While my daughter proclaims that she is ready to go inside and requests that her brother follow her to continue playing in the warmth of the house, most likely sans clothes cause that's how my kids roll, my son decides to take a different approach in his proclamation that he is not quite ready to shed the skin coverings my kids usually abhor.

He proceeds to tell her that he isn't going inside.  But, since she is going inside he will need to watch out for the bears in case they come out of the woods and into our yard to eat him!!!!

So, have you gathered from the mile away nearest neighbor and bears in the woods that I almost literally live in the woods?

But, it is January...in Vermont.  So, Vermont, January, dead of winter.  Yep, that means hibernation for our bear population.  But, somehow my kids have inherited this wild imagination where they can see various wild animals every time they go outside.  Usually they are being chased by wild wolves and barely make it back to the house without being eaten alive by said wolves.

And so, I sit, with my little girl's arms wrapped around me as she turns into a blubbery mess that would put a ready to pop pregnant woman to shame.  Petting her hair the way a mother does to help soothe her child, I try...note attempt to the highest of all levels as I can possibly muster...to assure her that her older brother is 100% safe to play outside without the fear of a wild bear suddenly deciding that it is warm enough to venture out and attack said brother, all without laughing.

And you want to.  You want to laugh.  And you hope against all hope that the shaking your body is producing from the sad attempt at holding back uninhibited laughter is mistaken for the thought that you are crying with her and not laughing at her.
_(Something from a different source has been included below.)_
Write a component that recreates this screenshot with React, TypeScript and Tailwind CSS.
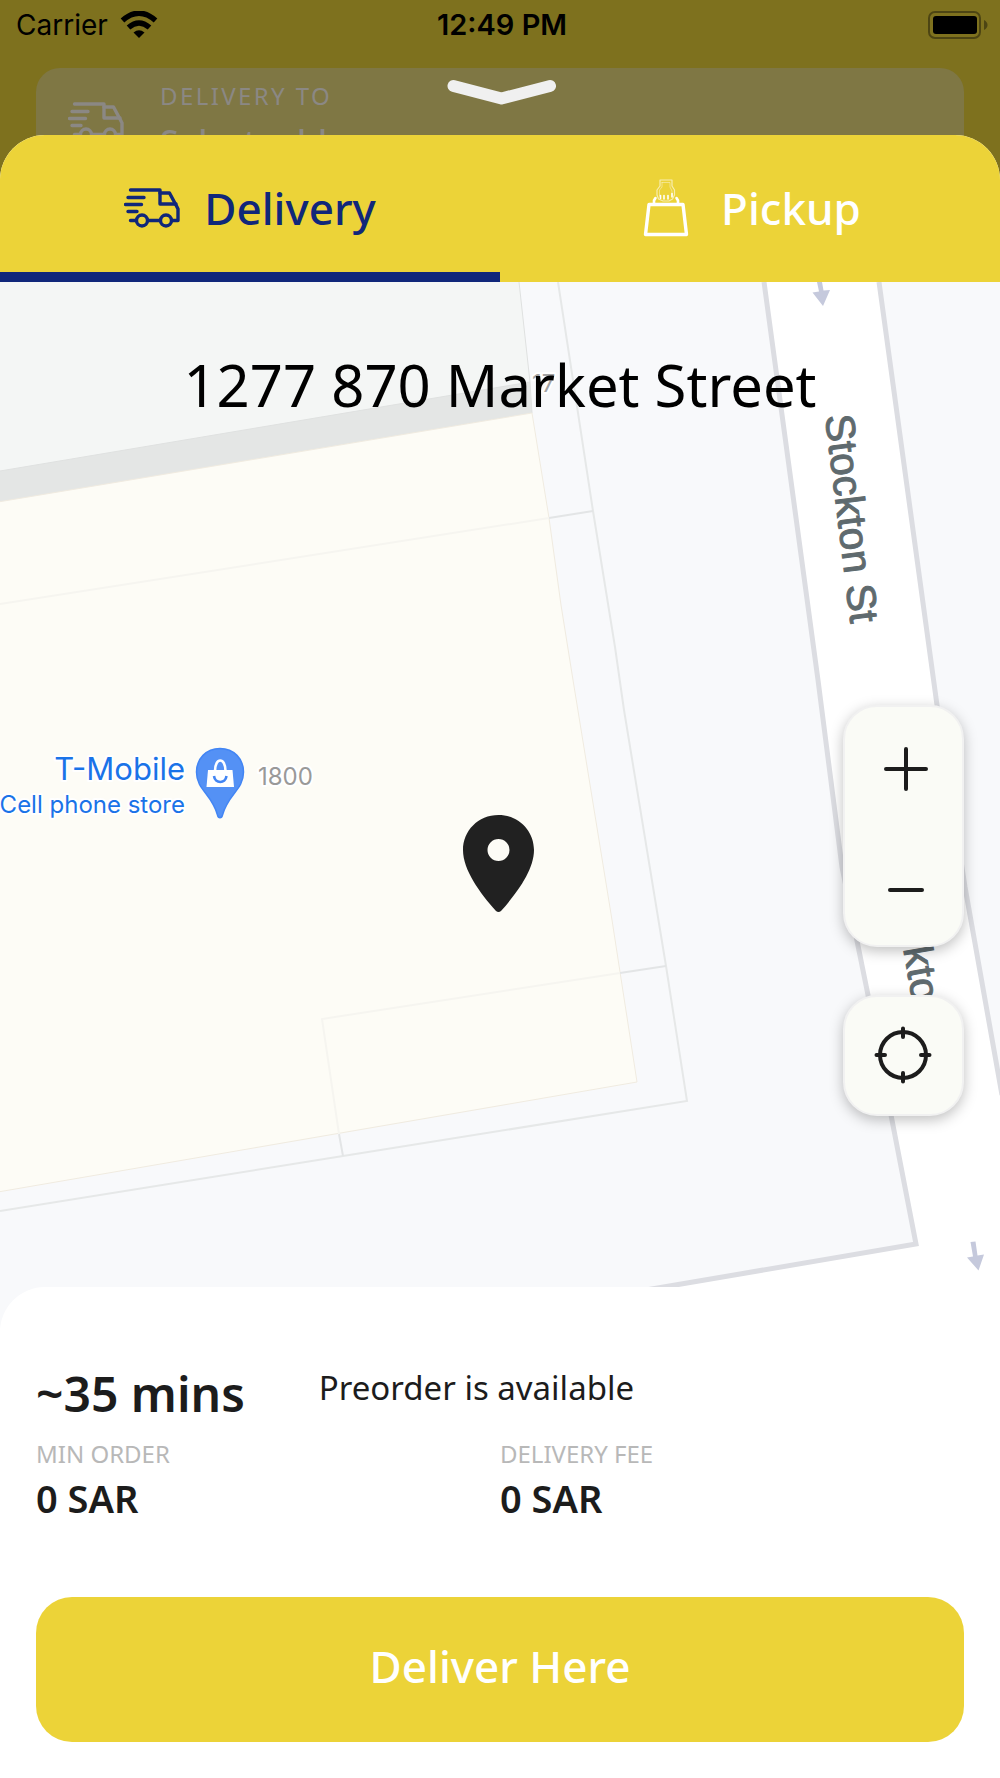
import { useState } from "react"

const TruckIcon = ({ className }: { className: string }) => (
  <svg viewBox="0 0 56 40" className={className} fill="none" stroke="currentColor" strokeWidth="3.400" strokeLinecap="round" strokeLinejoin="round">
    <path d="M6.500 2H36V16H52" />
    <path d="M36 5H45.500L52.500 18L54 21V32.500H48" />
    <path d="M4 9.500H20M1.500 16.500H17.500M4 23.500H13M6.500 32.500H12M24 32.500H36" />
    <circle cx="18" cy="32.500" r="5.500" />
    <circle cx="42" cy="32.500" r="5.500" />
  </svg>
)

const BagIcon = ({ className }: { className: string }) => (
  <svg viewBox="-4 0 50 58" className={className} fill="none" stroke="currentColor" strokeLinecap="round" strokeLinejoin="round">
    <path d="M6 25.500H40L43.500 55.500H2.500Z" strokeWidth="3.400" />
    <path d="M11 24V21.500L12.500 19M35 24V21.500L33.500 19" strokeWidth="2.600" />
    <path d="M17 1H29V7L31.500 11V16L29.500 20L26 22H20L15.500 20L14 16V11L17 7Z" strokeWidth="1.200" opacity=".6" />
    <path d="M19 3.500H27V8L29 12V17M19 3.500V8L16.500 11V17" strokeWidth="1" opacity=".4" />
    <path d="M17.500 16.500V19.500M21 16.500V20M25 16.500V20M29 14.500V18" strokeWidth="1.600" />
  </svg>
)

const StreetMap = () => (
  <svg viewBox="0 282 1000 1050" preserveAspectRatio="xMidYMin slice" className="absolute inset-0 w-full h-full">
    <rect y="282" width="1000" height="1050" fill="#f8f9fb" />

    {/* buildings */}
    <path d="M0 282H519L530 382L0 471Z" fill="#f4f6f5" />
    <path d="M0 471L530 382L532 413L0 502Z" fill="#e4e6e5" />
    <path d="M519 282L530 382L532 413M0 471L530 382" fill="none" stroke="#dfe1e0" strokeWidth="1" />
    <path d="M-2 502L532 413L549 518L561 605L573 680L612 920L637 1082L-2 1192Z" fill="#fdfcf6" stroke="#f0ebe0" strokeWidth="1" />

    {/* parcel lines */}
    <g fill="none" strokeWidth="2">
      <path d="M558 282L593 511L615 647L624 710L666 966L687 1101L343 1156L0 1211" stroke="#e6e8e8" />
      <path d="M549 518L593 511M620 973L666 966M339 1134L343 1156" stroke="#e3e5e6" />
      <path d="M0 604L549 518M620 973L322 1019L339 1134" stroke="#f6f5f0" />
    </g>

    {/* Stockton St */}
    <path d="M764 282L818 680L842 867L868 995L891 1115L916 1244L640 1291V1332H1000V1090L965 887L937 705L879 282Z" fill="#fff" />
    <path d="M764 282L818 680L842 867L868 995L891 1115L916 1244L640 1291M879 282L937 705L965 887L1002 1095" fill="none" stroke="#dcdde2" strokeWidth="5" />
    <g fill="#c5c9dc">
      <path d="M817 282H822L823.500 290.500L830 290L823 306L812.500 292.500L819 291.500Z" />
      <path d="M970.500 1242L975.500 1241.500L977.500 1255.500L984 1254.500L978.500 1270.500L967 1257.500L973 1256.500Z" />
    </g>
    <g fill="#5f6a6e" stroke="#5f6a6e" strokeWidth="1" fontSize="41" className="font-['Liberation_Sans',sans-serif]">
      <text transform="translate(825 416) rotate(83)">Stockton St</text>
      <text transform="translate(889 868) rotate(80)">Stockton St</text>
    </g>

    {/* places */}
    <g className="font-['Inter',sans-serif]" stroke="#fff" strokeWidth="4" paintOrder="stroke" strokeLinejoin="round">
      <text x="532" y="392" fontSize="24" fill="#a3a3a3">17</text>
      <text x="258" y="785" fontSize="24" fill="#999">1800</text>
      <g fill="#1a73e8" textAnchor="end">
        <text x="185" y="780" fontSize="31">T-Mobile</text>
        <text x="185" y="813" fontSize="24">Cell phone store</text>
      </g>
    </g>
    <path d="M220 748.500C206 748.500 196.500 759 196.500 772C196.500 790 212 794 217.500 815C218.300 818.500 221.700 818.500 222.500 815C228 794 243.500 790 243.500 772C243.500 759 234 748.500 220 748.500Z" fill="#5491f5" stroke="#4285f4" strokeWidth="1.500" />
    <path d="M208 770H232.500L234 787H206.500Z" fill="#fff" />
    <path d="M215 771C215 757 225.500 757 225.500 771" fill="none" stroke="#fff" strokeWidth="2.600" />
    <path d="M214 776C215 784 225.500 784 226.500 776" fill="none" stroke="#4285f4" strokeWidth="2.600" />

    {/* chosen address */}
    <path fillRule="evenodd" d="M498.500 815C478 815 463 831 463 850C463 870 480 893 496 911Q498.500 913 501 911C517 893 534 870 534 850C534 831 519 815 498.500 815ZM498.500 839A11 11 0 1 1 498.500 861A11 11 0 1 1 498.500 839Z" fill="#212121" />
  </svg>
)

const StatusBar = () => (
  <div className="grid grid-cols-3 items-center h-[50px] pl-4 pr-3 font-['Inter',sans-serif] text-[28px] leading-8 text-black">
    <div className="flex items-center gap-3">
      <span>Carrier</span>
      <svg viewBox="0 0 38 28" className="w-[38px] h-7">
        <path d="M2.500 9.500Q19 -5 35.500 9.500" fill="none" stroke="#000" strokeWidth="5.500" />
        <path d="M8.500 16.500Q19 7.500 29.500 16.500" fill="none" stroke="#000" strokeWidth="5.500" />
        <path d="M13.500 21.500Q19 17 24.500 21.500L19 27Z" />
      </svg>
    </div>
    <span className="text-center text-[29px] font-semibold">12:49 PM</span>
    <svg viewBox="0 0 60 28" className="w-[60px] h-7 justify-self-end">
      <rect x="1" y="1" width="51" height="26" rx="6" fill="none" stroke="#4d4513" strokeWidth="2" />
      <rect x="5" y="5" width="44" height="18" rx="3" />
      <path d="M56 9Q59.500 11 59.500 14T56 19Z" fill="#4d4513" />
    </svg>
  </div>
)

const tabs = [
  { id: "delivery", label: "Delivery", icon: <TruckIcon className="w-14 h-10" /> },
  { id: "pickup", label: "Pickup", icon: <BagIcon className="w-[50px] h-[58px]" /> },
]

export default function App() {
  const [tab, setTab] = useState("delivery")

  return (
    <div className="flex flex-col min-h-screen bg-[#7e711e] font-['Noto_Sans',sans-serif] text-[#1c1c1c]">
      <header className="relative h-[135px] overflow-hidden">
        <StatusBar />
        <div className="flex gap-9 mx-9 mt-[18px] pl-8 pt-3 rounded-t-3xl bg-[#7f7744] text-[#8b8884]">
          <TruckIcon className="w-14 h-10 mt-[22px]" />
          <div>
            <p className="text-2xl leading-8 tracking-widest">DELIVERY TO</p>
            <p className="text-[34px] leading-[60px] font-medium">Select address</p>
          </div>
        </div>
        <button aria-label="Close" className="absolute left-1/2 top-[78px] -translate-x-1/2">
          <svg viewBox="0 0 112 28" className="w-28 h-7" fill="none" stroke="#f0f0f0" strokeWidth="12" strokeLinecap="round" strokeLinejoin="round">
            <path d="M9.500 8L57.500 20.500L106 8" />
          </svg>
        </button>
      </header>

      <main className="flex flex-col flex-1 rounded-t-[45px] overflow-hidden bg-white">
        <div className="grid grid-cols-2 bg-[#ecd338]">
          {tabs.map((t) => (
            <button
              key={t.id}
              onClick={() => setTab(t.id)}
              className={`flex items-center justify-center h-[147px] pt-2 border-b-[10px] text-[44px] leading-[60px] font-medium ${t.id === "delivery" ? "gap-6" : "gap-8"} ${tab === t.id ? "border-[#10277a] text-[#10277a]" : "border-transparent text-white"}`}
            >
              {t.icon}
              <span>{t.label}</span>
            </button>
          ))}
        </div>

        <section className="relative flex-1 min-h-[900px]">
          <StreetMap />
          <h1 className="relative pt-[63px] text-center text-[58px] leading-[80px] text-black">1277 870 Market Street</h1>
          <div className="absolute right-9 top-[423px] flex flex-col gap-12">
            <div className="flex flex-col w-[121px] rounded-[34px] border-2 border-[#f1f1f1] bg-[#fafbf6] shadow-[0_4px_14px_rgba(0,0,0,0.25)]">
              <button aria-label="Zoom in" className="flex items-center justify-center h-[119px] pt-1 pl-1">
                <svg viewBox="0 0 44 44" className="size-11" stroke="#1c1c1c" strokeWidth="4" strokeLinecap="round">
                  <path d="M2 22H42M22 2V42" />
                </svg>
              </button>
              <button aria-label="Zoom out" className="flex items-center justify-center h-[119px] pt-2 pl-1">
                <svg viewBox="0 0 44 44" className="size-11" stroke="#1c1c1c" strokeWidth="4" strokeLinecap="round">
                  <path d="M6 22H38" />
                </svg>
              </button>
            </div>
            <button aria-label="My location" className="flex items-center justify-center size-[121px] pr-0.5 pb-0.5 rounded-[34px] border-2 border-[#f1f1f1] bg-[#fafbf6] shadow-[0_4px_14px_rgba(0,0,0,0.25)]">
              <svg viewBox="0 0 58 58" className="w-[58px] h-[58px]" fill="none" stroke="#1c1c1c" strokeWidth="4" strokeLinecap="round">
                <circle cx="29" cy="29" r="23" />
                <path d="M29 2.500V11M29 47V55.500M2.500 29H11M47 29H55.500" />
              </svg>
            </button>
          </div>
        </section>

        <section className="relative -mt-[45px] rounded-t-[45px] bg-white px-9 pt-[77px] pb-9">
          <div className="flex gap-[74px]">
            <p className="text-[48px] leading-[60px] font-semibold">~35 mins</p>
            <p className="text-[33px] leading-[48px]">Preorder is available</p>
          </div>
          <dl className="grid grid-cols-2 mt-3">
            <div>
              <dt className="text-2xl leading-9 text-[#b8b8b8]">MIN ORDER</dt>
              <dd className="text-[38px] leading-[52px] font-semibold">0 SAR</dd>
            </div>
            <div>
              <dt className="text-2xl leading-9 text-[#b8b8b8]">DELIVERY FEE</dt>
              <dd className="text-[38px] leading-[52px] font-semibold">0 SAR</dd>
            </div>
          </dl>
          <button className="w-full h-[145px] mt-[73px] pb-2 rounded-[36px] bg-[#ecd338] text-[44px] leading-[60px] font-medium text-white">Deliver Here</button>
        </section>
      </main>
    </div>
  )
}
And, so, it is with that, that I urge you, when you have your children...have a girl first.  These stories do not start quite so soon.  But know, if you have a boy, they will most certainly start no matter what order you have your children in.  But, at least if your oldest is a girl, you can prepare yourself a little better for what is sure to be all things boys....like the bear attacks in the dead of winter.